PROBLEM STATEMENT:
Output the material word for word. Leave each picture out.

SOURCE MATERIAL:

----------

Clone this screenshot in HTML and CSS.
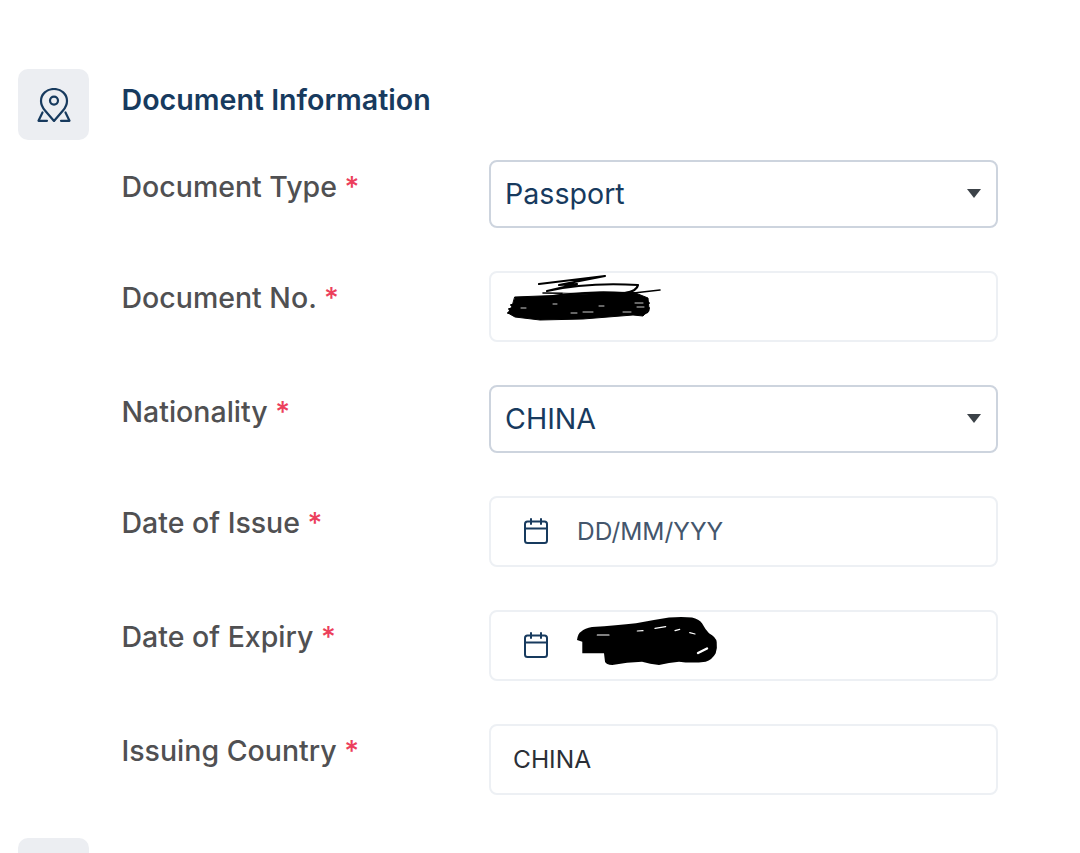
FILE: index.html
```html
<!DOCTYPE html>
<html lang="en">
<head>
<meta charset="utf-8">
<title>Document Information</title>
<link rel="stylesheet" href="styles.css">
</head>
<body>
<main class="page">
  <section class="section">
    <div class="section-icon">
      <svg class="pin" viewBox="0 0 34 34" fill="none" stroke="#173a5e" stroke-width="2.2" stroke-linecap="round" stroke-linejoin="round">
        <path d="M17 33 L8 22.5 C5.5 19.5 4 16.5 4 13 C4 6 9.8 1 17 1 C24.2 1 30 6 30 13 C30 16.5 28.5 19.5 26 22.5 Z"/>
        <circle cx="17" cy="12.6" r="4"/>
        <path d="M5.5 24.5 L1.5 32.8 H10"/>
        <path d="M28.5 24.5 L32.5 32.8 H24"/>
      </svg>
    </div>
    <div class="section-body">
      <h2 class="section-title">Document Information</h2>
      <div class="form">
        <div class="row">
          <div class="label">Document Type <span class="req">*</span></div>
          <div class="field field-select"><span class="value">Passport</span><span class="caret"></span></div>
        </div>
        <div class="row">
          <div class="label">Document No. <span class="req">*</span></div>
          <div class="field field-input">
            <svg class="scribble-a" viewBox="0 0 155 45" fill="none" stroke="#000" stroke-linecap="round" stroke-linejoin="round">
              <path d="M32 8 L98 0 L52 9 L70 8 L40 15 Q80 6 131 9 Q130 15 118 17 Q80 15 46 20" stroke-width="2.2"/>
              <path d="M153 14 L118 18 L36 17" stroke-width="1.6"/>
              <path d="M8 21 L60 19 L126 16 L141 22 L142 33 L136 40 L126 39 L76 43 L33 44 L8 41 L1 37 L5 30 Z" fill="#000" stroke-width="1"/>
              <path d="M4 29 H16 M1 37 H12 M2 33 H10 M136 24 L142 27 M134 38 Q142 38 142 32" stroke-width="1.8"/>
              <path d="M14 32 H19 M46 28 H50 M64 37 H70 M76 36 H86 M92 30 H97 M116 36 H124 M128 27 H136 M130 31 H137" stroke="#fff" stroke-width="0.8"/>
              <path d="M68 14 L108 11 M56 17 L100 14" stroke="#fff" stroke-width="0.7"/>
            </svg>
          </div>
        </div>
        <div class="row">
          <div class="label">Nationality <span class="req">*</span></div>
          <div class="field field-select"><span class="value">CHINA</span><span class="caret"></span></div>
        </div>
        <div class="row">
          <div class="label">Date of Issue <span class="req">*</span></div>
          <div class="field field-input">
            <svg class="cal" viewBox="0 0 24 26" fill="none" stroke="#173a5e" stroke-width="2" stroke-linecap="round" stroke-linejoin="round">
              <rect x="1" y="3.5" width="22" height="21.5" rx="2.5"/>
              <path d="M1 10.5 H23 M7 1 V6 M17 1 V6"/>
            </svg>
            <span class="placeholder">DD/MM/YYY</span>
          </div>
        </div>
        <div class="row">
          <div class="label">Date of Expiry <span class="req">*</span></div>
          <div class="field field-input">
            <svg class="cal" viewBox="0 0 24 26" fill="none" stroke="#173a5e" stroke-width="2" stroke-linecap="round" stroke-linejoin="round">
              <rect x="1" y="3.5" width="22" height="21.5" rx="2.5"/>
              <path d="M1 10.5 H23 M7 1 V6 M17 1 V6"/>
            </svg>
            <svg class="scribble-b" viewBox="0 0 140 48">
              <path d="M0 23 Q1 16 4 14.7 Q8 11 15 10 Q40 8.5 59 6.3 Q76 3 92 0.5 Q105 -0.5 115 0.5 Q122 2 125 6.3 Q128 12 132 16.3 Q139 20 139.7 25 Q140.5 31 138.7 36.3 Q135 43 128.7 44.7 Q115 46.5 102 44.7 Q92 45.5 82 48 Q73 47 65 44.7 Q50 45 35.3 48 Q29 47.5 28 44.7 L27 36.3 L5.3 36.3 L5.3 24.7 Z" fill="#000"/>
              <path d="M20.3 18 H32 M60.3 14 L66 13.7 M78 11.3 L88.7 9.7 M98 13.7 L102.7 12.3 M112.7 15.7 L118 17" stroke="#fff" stroke-width="1.2" fill="none" stroke-linecap="round"/>
              <path d="M121 36 L130 31.5" stroke="#fff" stroke-width="2.4" fill="none" stroke-linecap="round"/>
            </svg>
          </div>
        </div>
        <div class="row">
          <div class="label">Issuing Country <span class="req">*</span></div>
          <div class="field field-input"><span class="plain">CHINA</span></div>
        </div>
      </div>
    </div>
  </section>
  <section class="section section-next">
    <div class="section-icon"></div>
  </section>
</main>
</body>
</html>
```

FILE: styles.css
```css
html, body {
  margin: 0;
  padding: 0;
  background: #fff;
}
body {
  font-family: Inter, "Noto Sans", sans-serif;
}
.page {
  box-sizing: border-box;
  height: 853px;
  overflow: hidden;
  padding: 69px 0 0 18px;
}
.section {
  display: flex;
  gap: 32.5px;
}
.section-next {
  margin-top: 43.5px;
}
.section-icon {
  width: 71px;
  height: 71px;
  flex: none;
  display: flex;
  align-items: center;
  justify-content: center;
  border-radius: 10px;
  background: #eceef2;
}
.pin {
  width: 34px;
  height: 34px;
}
.section-body {
  width: 876.5px;
}
.section-title {
  margin: 0 0 29px;
  font-size: 28.6px;
  line-height: 62px;
  font-weight: 600;
  color: #173a5e;
}
.form {
  display: flex;
  flex-direction: column;
  gap: 43.5px;
}
.row {
  display: grid;
  grid-template-columns: 367.5px 509px;
}
.label {
  font-size: 28.5px;
  line-height: 54px;
  font-weight: 500;
  color: #505052;
}
.req {
  color: #ec3f5c;
}
.field {
  display: flex;
  align-items: center;
  box-sizing: border-box;
  background: #fff;
  border-radius: 8px;
}
.field-select {
  justify-content: space-between;
  height: 67.5px;
  padding: 0 15px 0 14px;
  border: 2px solid #cdd4de;
}
.field-input {
  height: 70.5px;
  border: 2px solid #edf0f4;
}
.value {
  font-size: 28.6px;
  color: #173a5e;
}
.caret {
  width: 0;
  height: 0;
  border-left: 7px solid transparent;
  border-right: 7px solid transparent;
  border-top: 9px solid #3c4248;
}
.cal {
  width: 24px;
  height: 26px;
  flex: none;
  margin-left: 33px;
}
.placeholder {
  margin-left: 29px;
  font-size: 24.5px;
  color: #44566c;
}
.plain {
  margin-left: 22px;
  font-size: 24.5px;
  color: #2b2f36;
}
.scribble-a {
  width: 155px;
  height: 45px;
  flex: none;
  align-self: flex-start;
  margin: 3px 0 0 16px;
  overflow: visible;
}
.scribble-b {
  width: 140px;
  height: 48px;
  flex: none;
  margin-left: 29px;
  align-self: flex-start;
  margin-top: 5px;
  overflow: visible;
}
```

----------

RESULT OF THIS EXERCISE:
Clone this screenshot in HTML and CSS.
FILE: index.html
```html
<!DOCTYPE html>
<html lang="en">
<head>
<meta charset="utf-8">
<title>Document Information</title>
<link rel="stylesheet" href="styles.css">
</head>
<body>
<main class="page">
  <section class="section">
    <div class="section-icon">
      <svg class="pin" viewBox="0 0 34 34" fill="none" stroke="#173a5e" stroke-width="2.2" stroke-linecap="round" stroke-linejoin="round">
        <path d="M17 33 L8 22.5 C5.5 19.5 4 16.5 4 13 C4 6 9.8 1 17 1 C24.2 1 30 6 30 13 C30 16.5 28.5 19.5 26 22.5 Z"/>
        <circle cx="17" cy="12.6" r="4"/>
        <path d="M5.5 24.5 L1.5 32.8 H10"/>
        <path d="M28.5 24.5 L32.5 32.8 H24"/>
      </svg>
    </div>
    <div class="section-body">
      <h2 class="section-title">Document Information</h2>
      <div class="form">
        <div class="row">
          <div class="label">Document Type <span class="req">*</span></div>
          <div class="field field-select"><span class="value">Passport</span><span class="caret"></span></div>
        </div>
        <div class="row">
          <div class="label">Document No. <span class="req">*</span></div>
          <div class="field field-input">
            <svg class="scribble-a" viewBox="0 0 155 45" fill="none" stroke="#000" stroke-linecap="round" stroke-linejoin="round">
              <path d="M32 8 L98 0 L52 9 L70 8 L40 15 Q80 6 131 9 Q130 15 118 17 Q80 15 46 20" stroke-width="2.2"/>
              <path d="M153 14 L118 18 L36 17" stroke-width="1.6"/>
              <path d="M8 21 L60 19 L126 16 L141 22 L142 33 L136 40 L126 39 L76 43 L33 44 L8 41 L1 37 L5 30 Z" fill="#000" stroke-width="1"/>
              <path d="M4 29 H16 M1 37 H12 M2 33 H10 M136 24 L142 27 M134 38 Q142 38 142 32" stroke-width="1.8"/>
              <path d="M14 32 H19 M46 28 H50 M64 37 H70 M76 36 H86 M92 30 H97 M116 36 H124 M128 27 H136 M130 31 H137" stroke="#fff" stroke-width="0.8"/>
              <path d="M68 14 L108 11 M56 17 L100 14" stroke="#fff" stroke-width="0.7"/>
            </svg>
          </div>
        </div>
        <div class="row">
          <div class="label">Nationality <span class="req">*</span></div>
          <div class="field field-select"><span class="value">CHINA</span><span class="caret"></span></div>
        </div>
        <div class="row">
          <div class="label">Date of Issue <span class="req">*</span></div>
          <div class="field field-input">
            <svg class="cal" viewBox="0 0 24 26" fill="none" stroke="#173a5e" stroke-width="2" stroke-linecap="round" stroke-linejoin="round">
              <rect x="1" y="3.5" width="22" height="21.5" rx="2.5"/>
              <path d="M1 10.5 H23 M7 1 V6 M17 1 V6"/>
            </svg>
            <span class="placeholder">DD/MM/YYY</span>
          </div>
        </div>
        <div class="row">
          <div class="label">Date of Expiry <span class="req">*</span></div>
          <div class="field field-input">
            <svg class="cal" viewBox="0 0 24 26" fill="none" stroke="#173a5e" stroke-width="2" stroke-linecap="round" stroke-linejoin="round">
              <rect x="1" y="3.5" width="22" height="21.5" rx="2.5"/>
              <path d="M1 10.5 H23 M7 1 V6 M17 1 V6"/>
            </svg>
            <svg class="scribble-b" viewBox="0 0 140 48">
              <path d="M0 23 Q1 16 4 14.7 Q8 11 15 10 Q40 8.5 59 6.3 Q76 3 92 0.5 Q105 -0.5 115 0.5 Q122 2 125 6.3 Q128 12 132 16.3 Q139 20 139.7 25 Q140.5 31 138.7 36.3 Q135 43 128.7 44.7 Q115 46.5 102 44.7 Q92 45.5 82 48 Q73 47 65 44.7 Q50 45 35.3 48 Q29 47.5 28 44.7 L27 36.3 L5.3 36.3 L5.3 24.7 Z" fill="#000"/>
              <path d="M20.3 18 H32 M60.3 14 L66 13.7 M78 11.3 L88.7 9.7 M98 13.7 L102.7 12.3 M112.7 15.7 L118 17" stroke="#fff" stroke-width="1.2" fill="none" stroke-linecap="round"/>
              <path d="M121 36 L130 31.5" stroke="#fff" stroke-width="2.4" fill="none" stroke-linecap="round"/>
            </svg>
          </div>
        </div>
        <div class="row">
          <div class="label">Issuing Country <span class="req">*</span></div>
          <div class="field field-input"><span class="plain">CHINA</span></div>
        </div>
      </div>
    </div>
  </section>
  <section class="section section-next">
    <div class="section-icon"></div>
  </section>
</main>
</body>
</html>
```

FILE: styles.css
```css
html, body {
  margin: 0;
  padding: 0;
  background: #fff;
}
body {
  font-family: Inter, "Noto Sans", sans-serif;
}
.page {
  box-sizing: border-box;
  height: 853px;
  overflow: hidden;
  padding: 69px 0 0 18px;
}
.section {
  display: flex;
  gap: 32.5px;
}
.section-next {
  margin-top: 43.5px;
}
.section-icon {
  width: 71px;
  height: 71px;
  flex: none;
  display: flex;
  align-items: center;
  justify-content: center;
  border-radius: 10px;
  background: #eceef2;
}
.pin {
  width: 34px;
  height: 34px;
}
.section-body {
  width: 876.5px;
}
.section-title {
  margin: 0 0 29px;
  font-size: 28.6px;
  line-height: 62px;
  font-weight: 600;
  color: #173a5e;
}
.form {
  display: flex;
  flex-direction: column;
  gap: 43.5px;
}
.row {
  display: grid;
  grid-template-columns: 367.5px 509px;
}
.label {
  font-size: 28.5px;
  line-height: 54px;
  font-weight: 500;
  color: #505052;
}
.req {
  color: #ec3f5c;
}
.field {
  display: flex;
  align-items: center;
  box-sizing: border-box;
  background: #fff;
  border-radius: 8px;
}
.field-select {
  justify-content: space-between;
  height: 67.5px;
  padding: 0 15px 0 14px;
  border: 2px solid #cdd4de;
}
.field-input {
  height: 70.5px;
  border: 2px solid #edf0f4;
}
.value {
  font-size: 28.6px;
  color: #173a5e;
}
.caret {
  width: 0;
  height: 0;
  border-left: 7px solid transparent;
  border-right: 7px solid transparent;
  border-top: 9px solid #3c4248;
}
.cal {
  width: 24px;
  height: 26px;
  flex: none;
  margin-left: 33px;
}
.placeholder {
  margin-left: 29px;
  font-size: 24.5px;
  color: #44566c;
}
.plain {
  margin-left: 22px;
  font-size: 24.5px;
  color: #2b2f36;
}
.scribble-a {
  width: 155px;
  height: 45px;
  flex: none;
  align-self: flex-start;
  margin: 3px 0 0 16px;
  overflow: visible;
}
.scribble-b {
  width: 140px;
  height: 48px;
  flex: none;
  margin-left: 29px;
  align-self: flex-start;
  margin-top: 5px;
  overflow: visible;
}
```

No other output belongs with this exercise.